• **Short exercise**:
Repeat all of the material below exactly as written, images excluded.

• **Information provided**:

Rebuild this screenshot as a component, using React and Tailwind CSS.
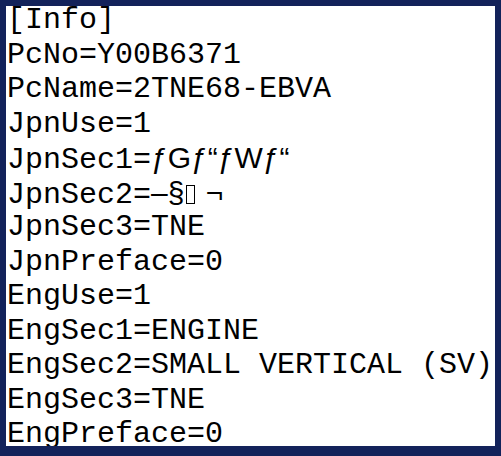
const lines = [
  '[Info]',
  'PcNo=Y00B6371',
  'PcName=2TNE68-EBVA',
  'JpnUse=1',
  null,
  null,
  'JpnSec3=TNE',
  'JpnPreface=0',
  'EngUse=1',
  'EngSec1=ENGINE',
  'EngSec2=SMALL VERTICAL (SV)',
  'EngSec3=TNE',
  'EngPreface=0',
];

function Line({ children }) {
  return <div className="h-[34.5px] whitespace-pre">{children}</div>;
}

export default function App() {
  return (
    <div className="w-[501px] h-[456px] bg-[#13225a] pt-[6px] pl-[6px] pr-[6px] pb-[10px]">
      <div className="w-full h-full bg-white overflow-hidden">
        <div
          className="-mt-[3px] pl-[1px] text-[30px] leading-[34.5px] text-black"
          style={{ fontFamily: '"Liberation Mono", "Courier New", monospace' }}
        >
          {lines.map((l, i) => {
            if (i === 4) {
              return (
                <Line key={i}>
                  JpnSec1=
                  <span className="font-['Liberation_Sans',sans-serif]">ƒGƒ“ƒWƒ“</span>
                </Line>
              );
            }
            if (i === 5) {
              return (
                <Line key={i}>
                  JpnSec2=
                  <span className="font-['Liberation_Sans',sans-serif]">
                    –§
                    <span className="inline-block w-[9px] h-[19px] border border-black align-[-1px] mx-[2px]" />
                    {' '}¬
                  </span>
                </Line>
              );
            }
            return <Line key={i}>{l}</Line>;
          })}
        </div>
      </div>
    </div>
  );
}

• **Expected output**:
Rebuild this screenshot as a component, using React and Tailwind CSS.
const lines = [
  '[Info]',
  'PcNo=Y00B6371',
  'PcName=2TNE68-EBVA',
  'JpnUse=1',
  null,
  null,
  'JpnSec3=TNE',
  'JpnPreface=0',
  'EngUse=1',
  'EngSec1=ENGINE',
  'EngSec2=SMALL VERTICAL (SV)',
  'EngSec3=TNE',
  'EngPreface=0',
];

function Line({ children }) {
  return <div className="h-[34.5px] whitespace-pre">{children}</div>;
}

export default function App() {
  return (
    <div className="w-[501px] h-[456px] bg-[#13225a] pt-[6px] pl-[6px] pr-[6px] pb-[10px]">
      <div className="w-full h-full bg-white overflow-hidden">
        <div
          className="-mt-[3px] pl-[1px] text-[30px] leading-[34.5px] text-black"
          style={{ fontFamily: '"Liberation Mono", "Courier New", monospace' }}
        >
          {lines.map((l, i) => {
            if (i === 4) {
              return (
                <Line key={i}>
                  JpnSec1=
                  <span className="font-['Liberation_Sans',sans-serif]">ƒGƒ“ƒWƒ“</span>
                </Line>
              );
            }
            if (i === 5) {
              return (
                <Line key={i}>
                  JpnSec2=
                  <span className="font-['Liberation_Sans',sans-serif]">
                    –§
                    <span className="inline-block w-[9px] h-[19px] border border-black align-[-1px] mx-[2px]" />
                    {' '}¬
                  </span>
                </Line>
              );
            }
            return <Line key={i}>{l}</Line>;
          })}
        </div>
      </div>
    </div>
  );
}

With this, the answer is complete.